Comedy is king for 1st time in 2 years
NEW YORK » For the first time in more than two years, a straight-up comedy is No. 1 at the box office. Kevin Hart and Tiffany Haddish’s “Night School” debuted with $28 million in ticket sales, according to estimates Sunday.
The race for the weekend top spot was, in the end, a laugher. Warner Bros.’ animated release “Smallfoot,” which cost about $80 million to make, trailed in second with $23 million.
Not since Melissa McCarthy’s “The Boss” topped the box office in April 2016 has a comedy that didn’t mix other genre elements been No. 1.
Big-screen comedy has been in a tailspin for years. It took two of comedy’s biggest names teaming up to push Universal’s “Night School” to the year’s best comedy opening.
Frights have become the hotter attraction at the movies, but for this weekend, horror and comedy switched roles. Lionsgate’s Halloween-themed “Hell Fest” debuted meekly with $5.1 million.

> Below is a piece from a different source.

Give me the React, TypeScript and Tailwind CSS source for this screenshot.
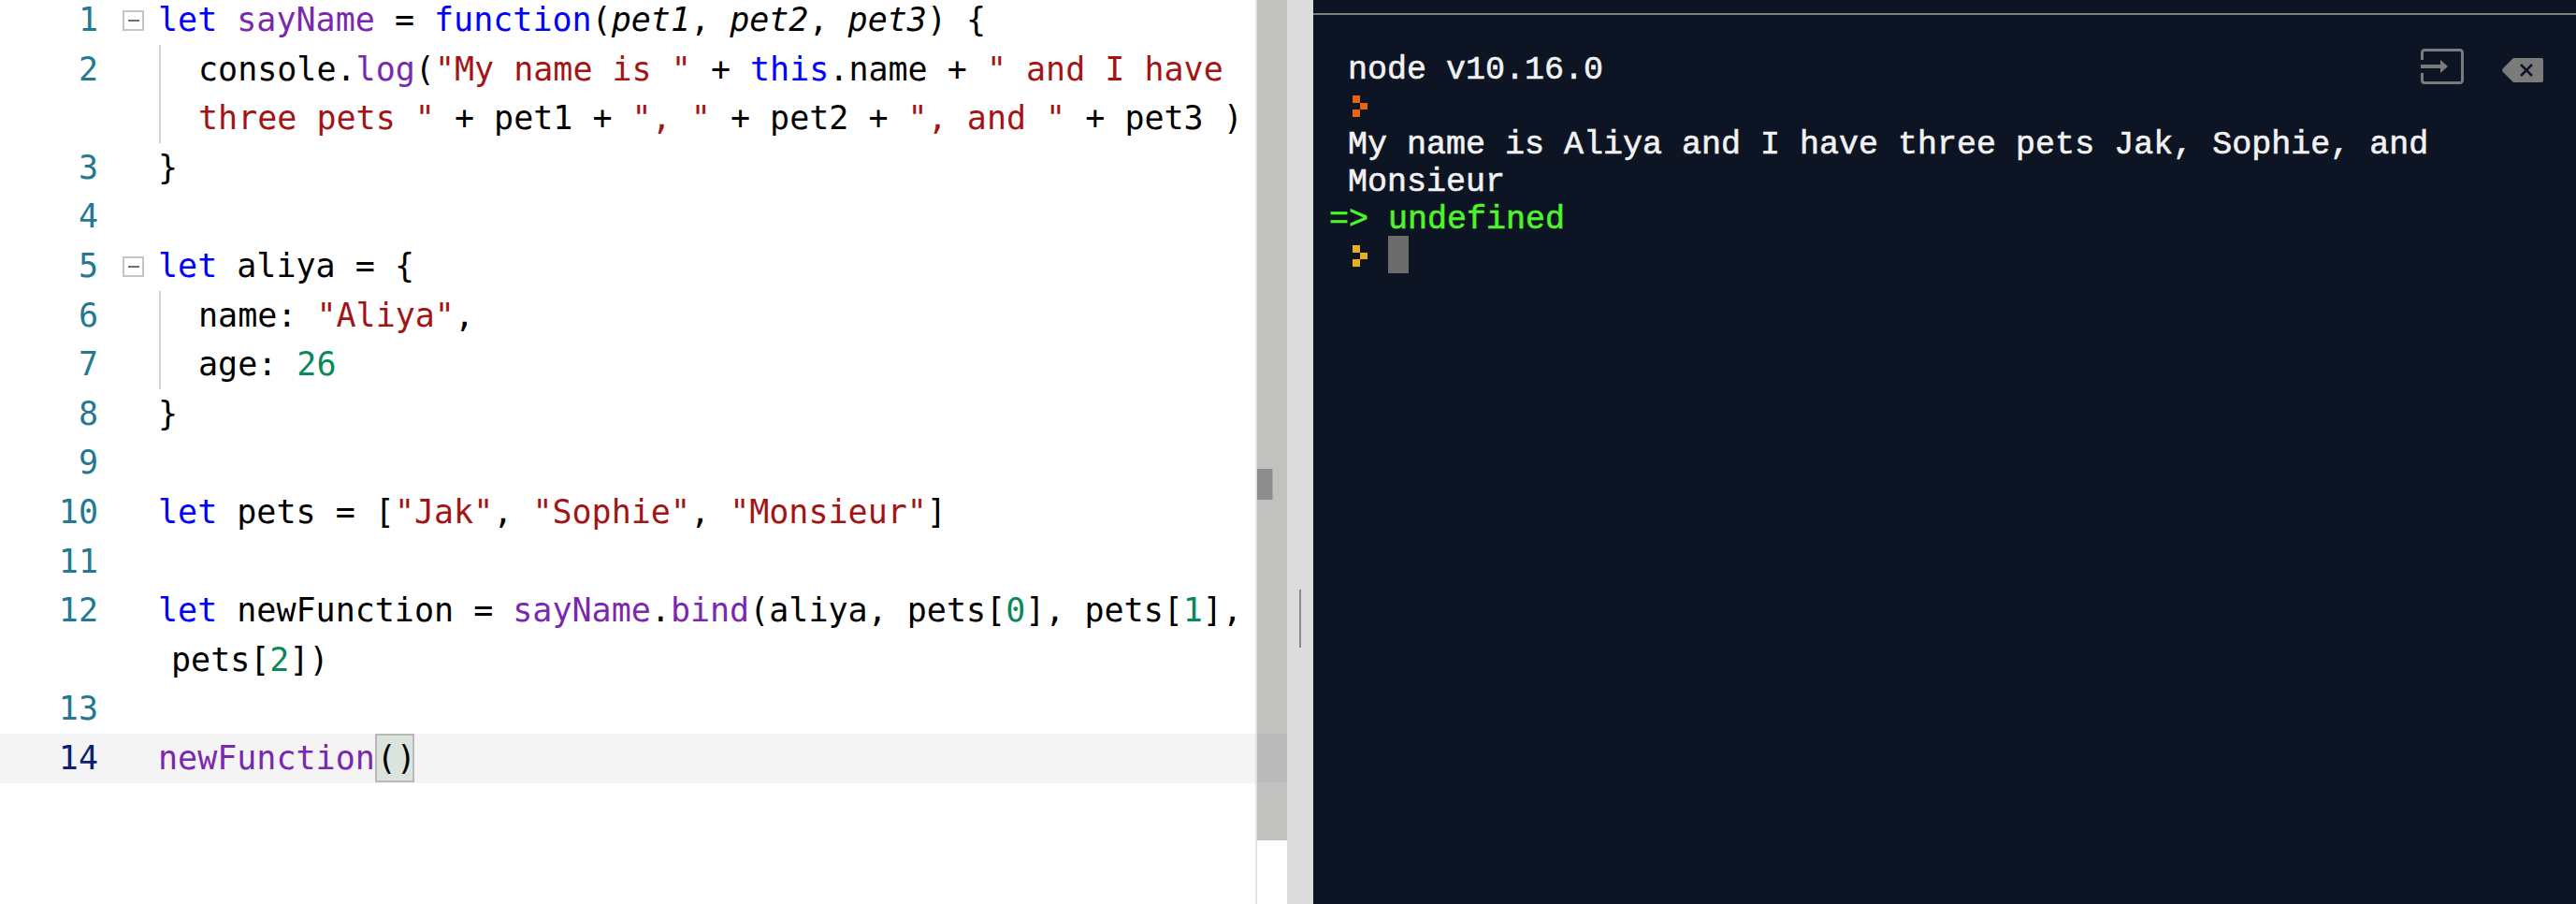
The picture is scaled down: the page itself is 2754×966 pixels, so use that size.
import React from "react";

const mono = "font-['DejaVu_Sans_Mono',monospace]";

const Kw = ({ children }: { children: React.ReactNode }) => <span className="text-[#0000ff]">{children}</span>;
const Def = ({ children }: { children: React.ReactNode }) => <span className="text-[#7a28ae]">{children}</span>;
const Str = ({ children }: { children: React.ReactNode }) => <span className="text-[#a31515]">{children}</span>;
const Num = ({ children }: { children: React.ReactNode }) => <span className="text-[#09885a]">{children}</span>;
const Em = ({ children }: { children: React.ReactNode }) => <span className="italic">{children}</span>;

type Row = { n?: number; fold?: boolean; guide?: boolean; active?: boolean; wrapIndent?: boolean; code?: React.ReactNode };

const rows: Row[] = [
  {
    n: 1,
    fold: true,
    code: (
      <>
        <Kw>let</Kw> <Def>sayName</Def> = <Kw>function</Kw>(<Em>pet1</Em>, <Em>pet2</Em>, <Em>pet3</Em>) {"{"}
      </>
    ),
  },
  {
    n: 2,
    guide: true,
    code: (
      <>
        console.<Def>log</Def>(<Str>"My name is "</Str> + <Kw>this</Kw>.name + <Str>" and I have</Str>
      </>
    ),
  },
  {
    guide: true,
    code: (
      <>
        <Str>three pets "</Str> + pet1 + <Str>", "</Str> + pet2 + <Str>", and "</Str> + pet3 )
      </>
    ),
  },
  { n: 3, code: "}" },
  { n: 4 },
  {
    n: 5,
    fold: true,
    code: (
      <>
        <Kw>let</Kw> aliya = {"{"}
      </>
    ),
  },
  {
    n: 6,
    guide: true,
    code: (
      <>
        name: <Str>"Aliya"</Str>,
      </>
    ),
  },
  {
    n: 7,
    guide: true,
    code: (
      <>
        age: <Num>26</Num>
      </>
    ),
  },
  { n: 8, code: "}" },
  { n: 9 },
  {
    n: 10,
    code: (
      <>
        <Kw>let</Kw> pets = [<Str>"Jak"</Str>, <Str>"Sophie"</Str>, <Str>"Monsieur"</Str>]
      </>
    ),
  },
  { n: 11 },
  {
    n: 12,
    code: (
      <>
        <Kw>let</Kw> newFunction = <Def>sayName</Def>.<Def>bind</Def>(aliya, pets[<Num>0</Num>], pets[<Num>1</Num>],
      </>
    ),
  },
  {
    wrapIndent: true,
    code: (
      <>
        pets[<Num>2</Num>])
      </>
    ),
  },
  { n: 13 },
  {
    n: 14,
    active: true,
    code: (
      <>
        <Def>newFunction</Def>
        <span className="inline-block h-[52px] w-[42px] border-2 border-[#b9b9b9] bg-[#dbe4dc] align-top leading-[48px]">()</span>
      </>
    ),
  },
];

const FoldIcon = () => (
  <div className="flex h-[22px] w-[23px] items-center justify-center border-2 border-[#c4c4c4] bg-white">
    <div className="h-[2px] w-[12px] bg-[#707070]" />
  </div>
);

const CodeRow = ({ row }: { row: Row }) => (
  <div className={`flex h-[52.6px] ${mono} text-[35px] leading-[52px] whitespace-pre text-black ${row.active ? "bg-[#f4f4f5]" : ""}`}>
    <div className={`w-[105px] shrink-0 text-right ${row.active ? "text-[#0b216f]" : "text-[#237893]"}`}>{row.n}</div>
    <div className="flex w-[63px] shrink-0 justify-end pr-[14px] pt-[16px]">{row.fold && <FoldIcon />}</div>
    {row.guide ? (
      <div className="ml-[2px] border-l-2 border-[#d4d4d4] pl-[40px]">{row.code}</div>
    ) : (
      <div className={row.wrapIndent ? "pl-[15px]" : "pl-[1px]"}>{row.code}</div>
    )}
  </div>
);

const Prompt = ({ color }: { color: string }) => (
  <svg width="16" height="23" viewBox="0 0 16 23" className={color}>
    <rect x="0" y="0" width="8" height="8" fill="currentColor" />
    <rect x="8" y="8" width="8" height="7" fill="currentColor" />
    <rect x="0" y="15" width="8" height="8" fill="currentColor" />
  </svg>
);

export default function App() {
  return (
    <div className="flex h-[966px] w-[2754px] overflow-hidden bg-white">
      {/* Editor */}
      <div className="w-[1342px] shrink-0 overflow-hidden">
        <div className="-mt-[5px]">
          {rows.map((row, i) => (
            <CodeRow key={i} row={row} />
          ))}
        </div>
      </div>

      {/* Scrollbar */}
      <div className="flex h-full w-[34px] shrink-0 flex-col border-l-2 border-[#e2e2e2]">
        <div className="relative h-[898px] bg-[#c1c1bf]">
          <div className="absolute top-[501px] left-0 h-[33px] w-[17px] border-r border-[#a8a8a8] bg-[#8d8d8d]" />
          <div className="absolute top-[784px] left-0 h-[52px] w-full bg-[#bababa]" />
        </div>
      </div>

      {/* Divider */}
      <div className="relative h-full w-[28px] shrink-0 bg-[#dcdcdc]">
        <div className="absolute top-[630px] left-[13px] h-[62px] w-[2px] bg-[#8a8a8a]" />
      </div>

      {/* Console */}
      <div className="relative flex-1 bg-[#0d1423]">
        <div className="h-[16px] border-b-2 border-[#7f7f7f]" />
        <div className="pt-[36px] pl-[16px] font-['Liberation_Mono',monospace] text-[35px] leading-[40px] whitespace-pre text-[#f2f2f2] [-webkit-text-stroke:0.6px_currentColor]">
          <div className="h-[40px] pt-[3px] pl-[21px]">node v10.16.0</div>
          <div className="flex h-[40px] pt-[10px] pl-[26px]">
            <Prompt color="text-[#e8650f]" />
          </div>
          <div className="h-[40px] pt-[3px] pl-[21px]">My name is Aliya and I have three pets Jak, Sophie, and</div>
          <div className="h-[40px] pt-[3px] pl-[21px]">Monsieur</div>
          <div className="h-[40px] pt-[3px] pl-[1px] text-[#4ff52a]">{"=> undefined"}</div>
          <div className="flex h-[40px] pl-[26px]">
            <div className="pt-[10px]">
              <Prompt color="text-[#e8b020]" />
            </div>
            <div className="ml-[22px] h-[40px] w-[22px] bg-[#6b6b6b]" />
          </div>
        </div>

        {/* Console actions */}
        <div className="absolute top-[52px] left-[1184px] flex items-start gap-[41px]">
          <svg width="46" height="38" viewBox="0 0 46 38" fill="none" stroke="#7b7b7b" strokeWidth="3">
            <path d="M1.5 12V4a2.5 2.5 0 0 1 2.5-2.5h38A2.5 2.5 0 0 1 44.5 4v30a2.5 2.5 0 0 1-2.5 2.5H4A2.5 2.5 0 0 1 1.5 34v-8" />
            <path d="M0 19h21" strokeWidth="4" />
            <path d="M21 12l8 7-8 7z" fill="#7b7b7b" stroke="none" />
          </svg>
          <svg width="44" height="26" viewBox="0 0 44 26" className="mt-[10px]">
            <path d="M12 0h30a2 2 0 0 1 2 2v22a2 2 0 0 1-2 2H12L1 15a3 3 0 0 1 0-4z" fill="#7b7b7b" />
            <path d="M20 7l12 12M32 7L20 19" stroke="#0d1423" strokeWidth="2.5" fill="none" />
          </svg>
        </div>
      </div>
    </div>
  );
}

“Over the last few years, comedy has just taken a real roller coaster ride, with audiences either not locking into the premise or not vibing with the stars,” said Paul Dergarabedian, analyst for comScore. “The quality, or at least the perceived quality, of many of the movies, especially the R-rated comedies, has been so bad that time after time people got disenchanted by the genre.”
David Lowery’s “The Old Man & the Gun,” which Robert Redford has said will be his final film as an actor, opened in five theaters, scoring a perscreen average of $30,000. Redford plays an aging bank robber in the heist film co-starring Sissy Spacek and Casey Affleck.